やっとまともに会話ができそうでよかった。

「ええっと、まず最近変な夢を見るようになりまして・・・ん?でもスライムは夢の中の話だったし、え、じゃあここは夢の中?」

「うぅ・・・うちは外科だけだから精神科はないの、ごめんなさい」

「・・・」

なんだかもうどうしようもなくないかこれ



「えーと、まとめるとあなたは元々別の場所にいたのに気が付いたら国立公園にいて、そこでスライムに襲われたところを渡しに運ばれて今に至ると、そういうわけね」

「まぁ、そういう事になるんですかね」

なんとか話をまとめる事ができた。

「でも、にわかに信じられないというか、まぁ異世界からやってくる人間はごく稀にいるけど、それが原因で性別が変わったなんて聞いて事がないし」

「えと異世界から来る人間は他にもいるんですか?」

「滅多に無いけれど、私も何回か見たことはあるよ」

「そうなのか。じゃあその人達は今何を?」

「今は元の世界に戻って、そこで生活しているはず。ゲートって呼ばれている魔法装置を使って元の世界に戻っているの」

ゲート、魔法、ますます現実味がないな。そもそもこれ自体が夢の中の話かも知れないが。すると思い出したかのように少女は言った。

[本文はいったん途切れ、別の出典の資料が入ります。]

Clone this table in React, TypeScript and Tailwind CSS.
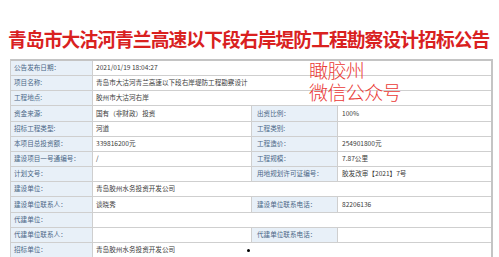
import React from "react";

type Row =
  | { kind: "full"; label: string; value: string }
  | { kind: "quad"; label: string; value: string; label2: string; value2: string };

const rows: Row[] = [
  { kind: "full", label: "公告发布日期：", value: "2021/01/19 18:04:27" },
  { kind: "full", label: "项目名称:", value: "青岛市大沽河青兰高速以下段右岸堤防工程勘察设计" },
  { kind: "full", label: "工程地点:", value: "胶州市大沽河右岸" },
  { kind: "quad", label: "资金来源:", value: "国有（非财政）投资", label2: "出资比例：", value2: "100%" },
  { kind: "quad", label: "招标工程类型:", value: "河道", label2: "工程类别:", value2: "" },
  { kind: "quad", label: "本项目总投资额：", value: "339816200元", label2: "工程造价：", value2: "254901800元" },
  { kind: "quad", label: "建设项目一号通编号：", value: "/", label2: "工程规模：", value2: "7.87公里" },
  { kind: "quad", label: "计划文号：", value: "", label2: "用地规划许可证编号：", value2: "胶发改审【2021】7号" },
  { kind: "full", label: "建设单位：", value: "青岛胶州水务投资开发公司" },
  { kind: "quad", label: "建设单位联系人：", value: "谈晓秀", label2: "建设单位联系电话：", value2: "82206136" },
  { kind: "full", label: "代建单位：", value: "" },
  { kind: "quad", label: "代建单位联系人：", value: "", label2: "代建单位联系电话：", value2: "" },
  { kind: "full", label: "招标单位：", value: "青岛胶州水务投资开发公司" },
];

const font = { fontFamily: '"Noto Sans CJK SC", "Noto Sans", sans-serif' };

function Label({ children }: { children: React.ReactNode }) {
  return (
    <div className="flex items-center border-r border-b border-[#cfcfcf] bg-[#e8f0f8] pl-[3px] text-[6.6px] text-[#4b6786] whitespace-nowrap overflow-hidden">
      {children}
    </div>
  );
}

function Value({ children, span }: { children: React.ReactNode; span?: boolean }) {
  return (
    <div
      className={
        "flex items-center border-r border-b border-[#cfcfcf] bg-white pl-[3px] text-[6.6px] text-[#3a3a3a] whitespace-nowrap overflow-hidden " +
        (span ? "col-span-3" : "")
      }
    >
      {children}
    </div>
  );
}

export default function App() {
  return (
    <div className="relative w-[499px] h-[257px] overflow-hidden bg-white" style={font}>
      <div className="h-[59px] flex items-end pb-[10px] pl-[8px]">
        <h1 className="text-[18.8px] leading-[20px] font-bold tracking-[-0.95px] text-[#d9211f] whitespace-nowrap">
          青岛市大沽河青兰高速以下段右岸堤防工程勘察设计招标公告
        </h1>
      </div>
      <div className="ml-[10px] w-[482px] border-t-2 border-l border-t-[#c4c4c4] border-l-[#cfcfcf] grid grid-cols-[82px_159px_86px_1fr] auto-rows-[15.17px]">
        {rows.map((r, i) =>
          r.kind === "full" ? (
            <React.Fragment key={i}>
              <Label>{r.label}</Label>
              <Value span>{r.value}</Value>
            </React.Fragment>
          ) : (
            <React.Fragment key={i}>
              <Label>{r.label}</Label>
              <Value>{r.value}</Value>
              <div className="flex items-center border-r border-b border-[#cfcfcf] bg-[#e8f0f8] pl-[5px] text-[6.6px] text-[#4b6786] whitespace-nowrap overflow-hidden">
                {r.label2}
              </div>
              <div className="flex items-center border-r border-b border-[#cfcfcf] bg-white pl-[4px] text-[6.6px] text-[#3a3a3a] whitespace-nowrap overflow-hidden">
                {r.value2}
              </div>
            </React.Fragment>
          )
        )}
      </div>
      <div className="absolute right-[6px] top-[59px] h-[200px] w-[2px] bg-[#c4c4c4]" />
      <div className="absolute left-[309px] top-[59px] text-[19px] leading-[22px] text-[#ea3a36] font-light tracking-[-0.6px]">
        <div>瞰胶州</div>
        <div>微信公众号</div>
      </div>
      <div className="absolute left-[247px] top-[249px] h-[3px] w-[3px] rounded-full bg-black" />
    </div>
  );
}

「あなたも異世界から来たのなら、許可を貰いに行きましょ」そして俺の手を引く。

「あーそういえばまだ名前を聞いてなかったかな。私の名前はアルカッシュ。アルカって呼んで。あなたの名前は?」

「あ、俺は源野 実行って言います」

そう言って俺はアルカと共に部屋の外へ出た。人がいなくなった部屋には、朝の暖かい光が差し込んでいた。

連続で投稿できました。おそらく二度とこんなことはできないと思います。